** BEGIN Source excerpt **

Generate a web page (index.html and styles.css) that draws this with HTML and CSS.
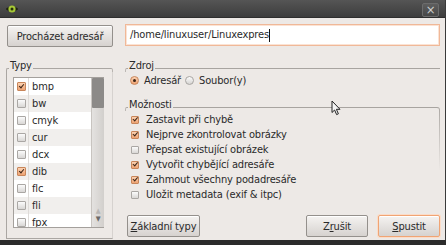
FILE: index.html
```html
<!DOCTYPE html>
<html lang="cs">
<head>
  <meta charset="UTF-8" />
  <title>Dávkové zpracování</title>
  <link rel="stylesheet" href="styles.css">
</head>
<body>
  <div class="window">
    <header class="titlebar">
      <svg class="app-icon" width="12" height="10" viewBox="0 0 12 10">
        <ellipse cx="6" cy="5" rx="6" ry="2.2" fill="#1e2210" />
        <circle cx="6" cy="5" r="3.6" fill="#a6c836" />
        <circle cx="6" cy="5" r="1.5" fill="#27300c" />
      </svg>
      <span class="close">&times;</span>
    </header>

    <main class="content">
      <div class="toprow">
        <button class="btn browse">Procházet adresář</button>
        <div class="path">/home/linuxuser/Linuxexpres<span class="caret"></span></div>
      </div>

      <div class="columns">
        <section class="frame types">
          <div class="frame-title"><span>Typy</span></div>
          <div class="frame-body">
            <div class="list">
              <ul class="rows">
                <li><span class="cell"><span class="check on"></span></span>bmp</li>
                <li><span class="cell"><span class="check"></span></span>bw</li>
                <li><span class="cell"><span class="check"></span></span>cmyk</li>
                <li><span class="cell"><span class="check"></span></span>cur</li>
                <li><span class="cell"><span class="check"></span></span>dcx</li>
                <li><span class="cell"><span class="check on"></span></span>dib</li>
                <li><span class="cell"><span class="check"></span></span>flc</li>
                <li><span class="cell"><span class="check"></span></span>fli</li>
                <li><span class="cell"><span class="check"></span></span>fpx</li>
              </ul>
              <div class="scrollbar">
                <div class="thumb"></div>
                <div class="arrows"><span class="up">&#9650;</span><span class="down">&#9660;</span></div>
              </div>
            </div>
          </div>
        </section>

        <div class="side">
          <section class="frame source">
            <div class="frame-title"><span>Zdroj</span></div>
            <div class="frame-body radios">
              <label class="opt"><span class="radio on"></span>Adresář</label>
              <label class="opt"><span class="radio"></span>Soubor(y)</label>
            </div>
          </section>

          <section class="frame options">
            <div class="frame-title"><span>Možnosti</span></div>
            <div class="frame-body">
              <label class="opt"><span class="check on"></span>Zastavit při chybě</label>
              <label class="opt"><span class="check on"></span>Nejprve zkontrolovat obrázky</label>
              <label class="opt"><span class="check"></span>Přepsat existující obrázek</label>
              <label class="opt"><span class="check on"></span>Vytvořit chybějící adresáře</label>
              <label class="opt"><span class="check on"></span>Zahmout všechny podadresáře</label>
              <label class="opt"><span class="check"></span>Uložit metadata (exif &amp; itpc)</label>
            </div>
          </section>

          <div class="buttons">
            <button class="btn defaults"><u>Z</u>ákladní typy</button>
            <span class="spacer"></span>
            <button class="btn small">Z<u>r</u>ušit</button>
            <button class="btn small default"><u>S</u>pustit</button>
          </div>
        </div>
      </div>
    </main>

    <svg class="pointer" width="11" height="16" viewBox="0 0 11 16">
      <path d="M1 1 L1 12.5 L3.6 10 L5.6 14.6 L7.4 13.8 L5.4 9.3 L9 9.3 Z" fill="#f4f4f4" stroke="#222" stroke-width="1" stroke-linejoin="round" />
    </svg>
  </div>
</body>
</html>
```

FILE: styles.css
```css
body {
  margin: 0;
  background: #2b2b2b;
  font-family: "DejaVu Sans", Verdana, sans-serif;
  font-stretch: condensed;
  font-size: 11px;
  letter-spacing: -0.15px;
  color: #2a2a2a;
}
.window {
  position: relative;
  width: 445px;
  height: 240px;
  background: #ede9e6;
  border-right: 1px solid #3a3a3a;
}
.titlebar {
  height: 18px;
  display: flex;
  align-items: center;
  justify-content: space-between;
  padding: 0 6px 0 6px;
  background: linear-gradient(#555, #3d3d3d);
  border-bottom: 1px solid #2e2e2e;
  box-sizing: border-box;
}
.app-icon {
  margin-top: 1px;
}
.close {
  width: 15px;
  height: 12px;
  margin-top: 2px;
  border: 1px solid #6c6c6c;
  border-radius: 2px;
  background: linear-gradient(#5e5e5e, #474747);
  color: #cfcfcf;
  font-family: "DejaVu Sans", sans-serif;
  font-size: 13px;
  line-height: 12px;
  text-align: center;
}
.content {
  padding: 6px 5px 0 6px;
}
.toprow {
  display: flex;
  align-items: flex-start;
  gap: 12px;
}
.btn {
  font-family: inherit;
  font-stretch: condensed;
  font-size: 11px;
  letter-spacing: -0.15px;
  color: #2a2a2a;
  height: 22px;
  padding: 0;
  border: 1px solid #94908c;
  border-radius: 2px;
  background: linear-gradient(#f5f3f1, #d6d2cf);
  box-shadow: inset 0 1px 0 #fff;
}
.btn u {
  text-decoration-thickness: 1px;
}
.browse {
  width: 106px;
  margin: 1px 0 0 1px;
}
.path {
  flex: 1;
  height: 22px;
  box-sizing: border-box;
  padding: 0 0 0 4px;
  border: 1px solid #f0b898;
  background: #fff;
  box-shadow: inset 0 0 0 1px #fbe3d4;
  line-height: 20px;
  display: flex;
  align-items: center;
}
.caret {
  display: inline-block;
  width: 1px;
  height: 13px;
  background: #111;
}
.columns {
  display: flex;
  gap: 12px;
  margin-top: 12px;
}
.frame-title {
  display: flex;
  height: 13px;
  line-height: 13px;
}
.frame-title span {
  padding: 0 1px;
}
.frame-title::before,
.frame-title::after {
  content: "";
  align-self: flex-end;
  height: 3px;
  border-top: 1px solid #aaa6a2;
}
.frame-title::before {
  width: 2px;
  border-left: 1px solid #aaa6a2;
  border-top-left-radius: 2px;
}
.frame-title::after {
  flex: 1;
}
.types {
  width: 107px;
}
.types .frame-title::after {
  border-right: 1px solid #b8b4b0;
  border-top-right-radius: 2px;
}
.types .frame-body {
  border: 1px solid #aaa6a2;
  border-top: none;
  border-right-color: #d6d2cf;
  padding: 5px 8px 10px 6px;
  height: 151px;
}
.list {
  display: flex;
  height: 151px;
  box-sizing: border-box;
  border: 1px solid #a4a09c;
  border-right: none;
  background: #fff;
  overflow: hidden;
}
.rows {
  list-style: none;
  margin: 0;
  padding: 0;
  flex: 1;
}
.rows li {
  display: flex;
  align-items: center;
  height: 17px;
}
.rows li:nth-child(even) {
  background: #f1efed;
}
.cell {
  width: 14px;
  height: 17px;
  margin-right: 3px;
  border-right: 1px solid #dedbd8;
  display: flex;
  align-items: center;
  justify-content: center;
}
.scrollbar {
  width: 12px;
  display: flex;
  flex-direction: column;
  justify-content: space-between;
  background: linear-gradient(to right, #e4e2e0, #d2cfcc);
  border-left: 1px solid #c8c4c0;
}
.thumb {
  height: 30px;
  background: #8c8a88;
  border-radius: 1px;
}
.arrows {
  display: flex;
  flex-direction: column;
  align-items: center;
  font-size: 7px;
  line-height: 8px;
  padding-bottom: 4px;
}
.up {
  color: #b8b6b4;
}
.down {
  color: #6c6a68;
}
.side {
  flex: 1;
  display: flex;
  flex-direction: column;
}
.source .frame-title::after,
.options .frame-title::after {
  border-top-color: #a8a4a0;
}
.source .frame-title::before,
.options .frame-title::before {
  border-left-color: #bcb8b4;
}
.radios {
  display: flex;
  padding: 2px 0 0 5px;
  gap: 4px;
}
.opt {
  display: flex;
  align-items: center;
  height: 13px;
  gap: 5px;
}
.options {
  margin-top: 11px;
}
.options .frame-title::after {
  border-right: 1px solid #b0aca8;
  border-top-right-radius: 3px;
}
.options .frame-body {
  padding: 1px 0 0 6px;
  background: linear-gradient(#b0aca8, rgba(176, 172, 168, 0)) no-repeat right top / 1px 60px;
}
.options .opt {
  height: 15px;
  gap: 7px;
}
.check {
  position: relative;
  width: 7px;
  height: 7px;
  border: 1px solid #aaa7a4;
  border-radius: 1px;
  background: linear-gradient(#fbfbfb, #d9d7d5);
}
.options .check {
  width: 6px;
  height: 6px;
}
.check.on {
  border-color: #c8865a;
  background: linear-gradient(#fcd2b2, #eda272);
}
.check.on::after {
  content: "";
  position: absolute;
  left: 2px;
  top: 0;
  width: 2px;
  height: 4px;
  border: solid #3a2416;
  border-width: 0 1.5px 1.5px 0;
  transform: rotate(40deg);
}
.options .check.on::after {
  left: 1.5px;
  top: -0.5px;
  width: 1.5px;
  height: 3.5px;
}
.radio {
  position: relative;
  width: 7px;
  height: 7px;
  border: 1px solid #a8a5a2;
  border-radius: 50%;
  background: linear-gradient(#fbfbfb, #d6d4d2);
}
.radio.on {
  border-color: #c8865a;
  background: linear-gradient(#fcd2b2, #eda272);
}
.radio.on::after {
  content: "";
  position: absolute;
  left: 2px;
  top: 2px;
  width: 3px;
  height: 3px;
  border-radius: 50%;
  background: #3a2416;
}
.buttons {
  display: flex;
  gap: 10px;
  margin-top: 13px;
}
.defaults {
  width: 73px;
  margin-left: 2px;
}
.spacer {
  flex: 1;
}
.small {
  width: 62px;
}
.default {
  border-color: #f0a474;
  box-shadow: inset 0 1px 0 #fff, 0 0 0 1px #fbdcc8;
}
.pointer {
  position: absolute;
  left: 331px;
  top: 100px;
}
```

** END Source excerpt **

# Problem statement
Find all lines with "index" in them and copy each one.

# Result
Generate a web page (index.html and styles.css) that draws this with HTML and CSS.
FILE: index.html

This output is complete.